Erdogan made clear his government intends to step up its attacks against Kurds fighting for their national rights. “Our fight against Daesh,” he said, using a derogatory term for Islamic State, “and other terrorist organizations — PYD [Kurdish Democratic Union Party], YPG [Kurdish People’s Protection Units] … will continue as committed as they have ever been.”
From the beginning of what Ankara calls “Operation Euphrates Shield,” Erdogan has made it clear the goal is to push back Kurdish forces in Syria and prevent them from making any advances in uniting the two Kurdish regions in Syria that border Turkey.
Turkish troops and tanks, backed by U.S. airstrikes and accompanied by Turkish-organized Free Syrian Army militias, entered Syria Aug. 24, rapidly taking towns and villages with little or no resistance from Islamic State. They immediately moved toward Manbij, recently liberated by YPG forces. Vice President Joe Biden backed Ankara’s offensive against the Kurds, telling the YPG to pull back to the east side of the Euphrates River.
By the end of the day Sept. 4, Turkish officials were reporting that they now control the entire 65-mile border between the towns of Jarablus and Azaz. This separates Kurdish areas around Afrin in the northwest from the rest of the Kurdish-controlled region in northeastern Syria.
Turkish troops also bombed the YPG near Afrin, the Kurdish ARA News service reported.
For decades the Kurds have fought national oppression and being divided within the borders of Syria, Iraq, Iran and Turkey.
Turkish Prime Minister Binali Yildirim announced Sept. 4 that Ankara will intensify its offensive against the Turkish Kurdistan Workers Party (PKK) and anyone accused of links to it. The PKK first began an armed struggle in 1984 against the Turkish government, which responded with brutal repression against the Kurdish population. The Erdogan government ended a two-year cease-fire with the PKK in July 2015, right after reaching an agreement with Washington to formally join the “coalition” against Islamic State and allow U.S. airstrikes in Syria from Turkey’s Incirlik base.
Erdogan views the emergence of an autonomous Kurdish region along its border with Syria as the biggest threat to the interests of Turkey’s capitalist rulers, because of the impetus it gives to Kurdish national aspirations within Turkey.

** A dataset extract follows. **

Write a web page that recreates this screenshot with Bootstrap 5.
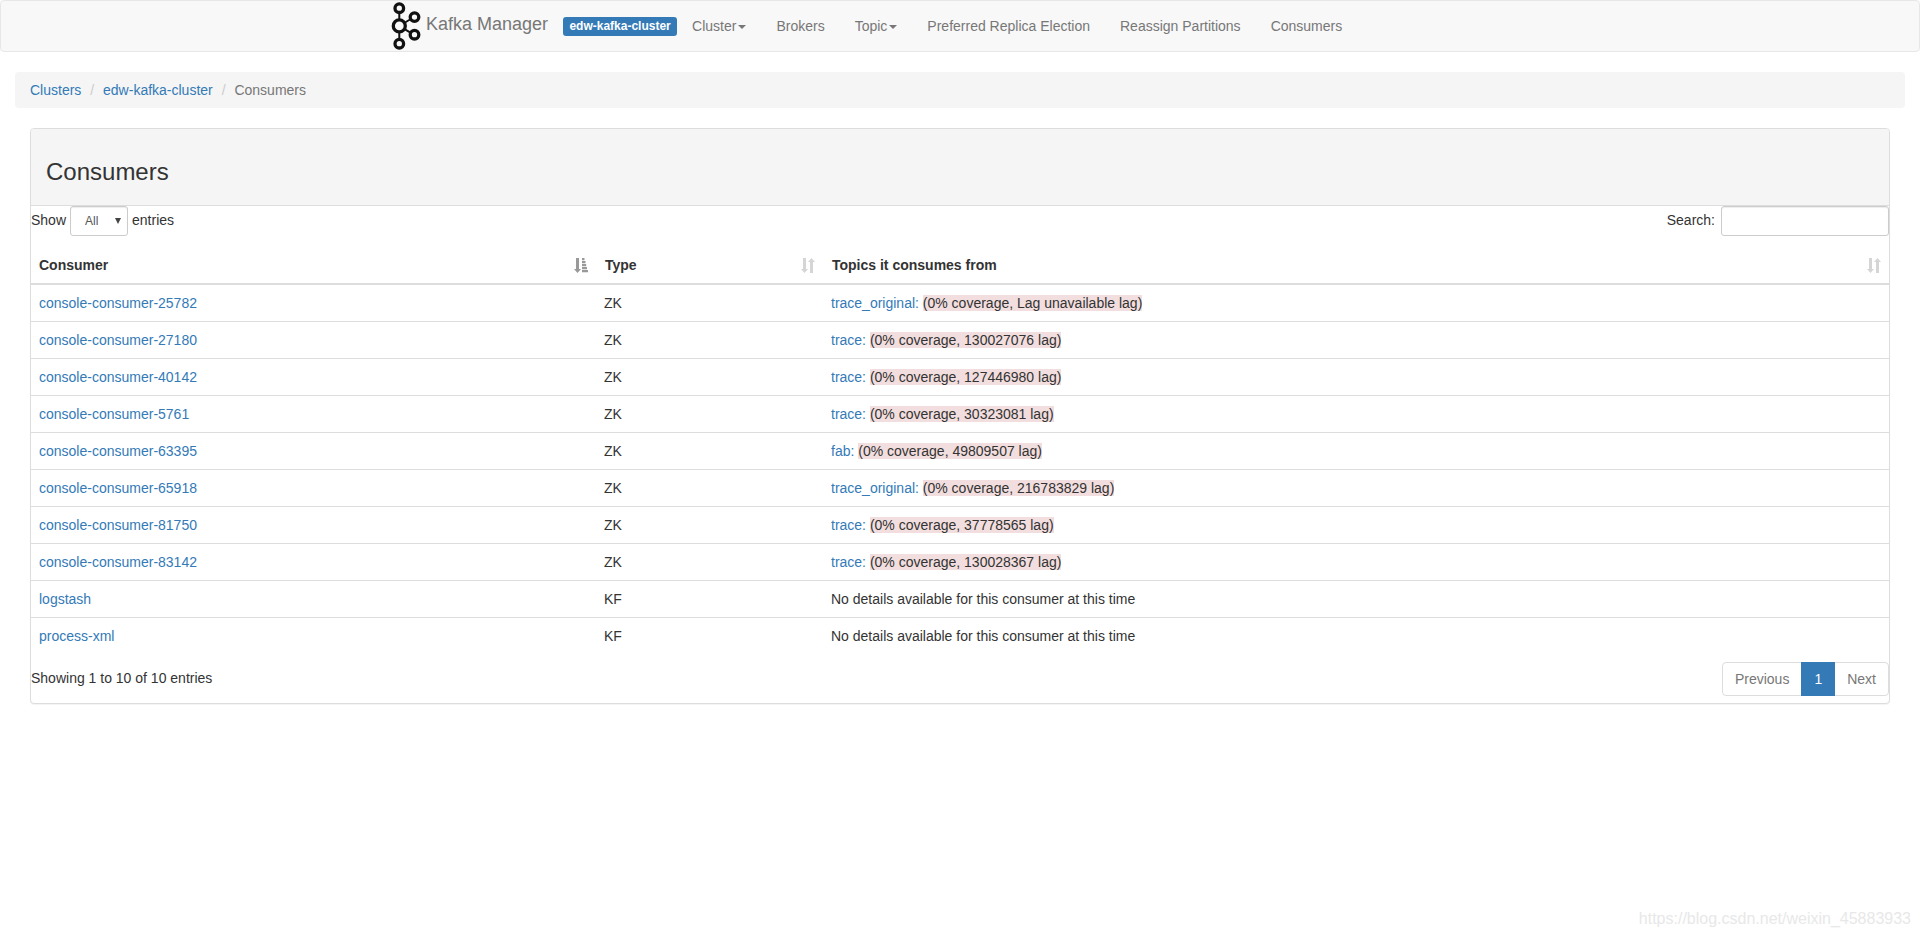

A battle looms for control of al-Bab, Syria, 20 miles south of the Turkish border, Rudaw reported Sept. 6. The city is currently controlled by Islamic State. The YPG-backed al-Bab Military Council has captured three villages nearby and is poised to attack. Turkish-backed forces are just to the north. “We try day and night to reach al-Bab quickly,” Yasir Ibrahim Yusuf, a commander of the Ankara-backed Turkmen Nuradin Zangi Brigades told the online paper.
These clashes pose challenges for Washington’s planned offensive against Islamic State’s remaining strongholds in Raqqa, Syria, and Mosul, Iraq. The U.S. rulers have counted on the YPG, whose forces have been the most effective combating IS, to carry out a lot of the fighting in Raqqa.
In Mosul, Washington expects the peshmerga forces of the Kurdish Regional Government in Iraq to play a big role in the coming offensive. The Turkish government has relations with the Iraqi Kurdish government, including on oil exports, and KRG President Masoud Barzani was in Ankara on a state visit when Turkish troops entered Syria.
Speaking in Brussels Sept. 1, Salih Muslim, co-chair of the Syrian Kurdish PYD, accused the Iraqi Kurdish government of joining Ankara in imposing an embargo against the Kurdish region in Syria, known as Rojava.
The Turkish government has started building a wall on the border dividing Kurdish regions in Turkey from Rojava. Protests against the wall by thousands of Kurds near Kobani, Syria, were met by tear gas and live ammunition by Turkish police. At least two demonstrators were killed and 97 injured, ARA News reported Sept. 5.
In Germany, home to many Kurdish immigrants, some 25,000 people rallied in Cologne Sept. 3 protesting Ankara’s attacks on Kurds in both Turkey and Syria.
Meanwhile, fighting has intensified across Syria. Troops from the government of Bashar al-Assad, backed by Russian airstrikes and Iranian forces, reimposed a siege Sept. 4 on the eastern section of the city of Aleppo, held by opponents of Assad. Aleppo, which had been Syria’s industrial center, with over 2 million residents, was a center of the mass protests in 2011 against the dictatorial Assad regime that were brutally crushed, leading to the civil war.
Secretary of State John Kerry and Russian Foreign Minister Sergey Lavrov have been meeting for months in an effort to reach a deal for a “meaningful, serious, verifiable cessation of hostilities in Syria,” with little success so far.
Obama sees a bloc with Moscow as essential to any hopes of reimposing stability and defending U.S. imperialist interests in the region.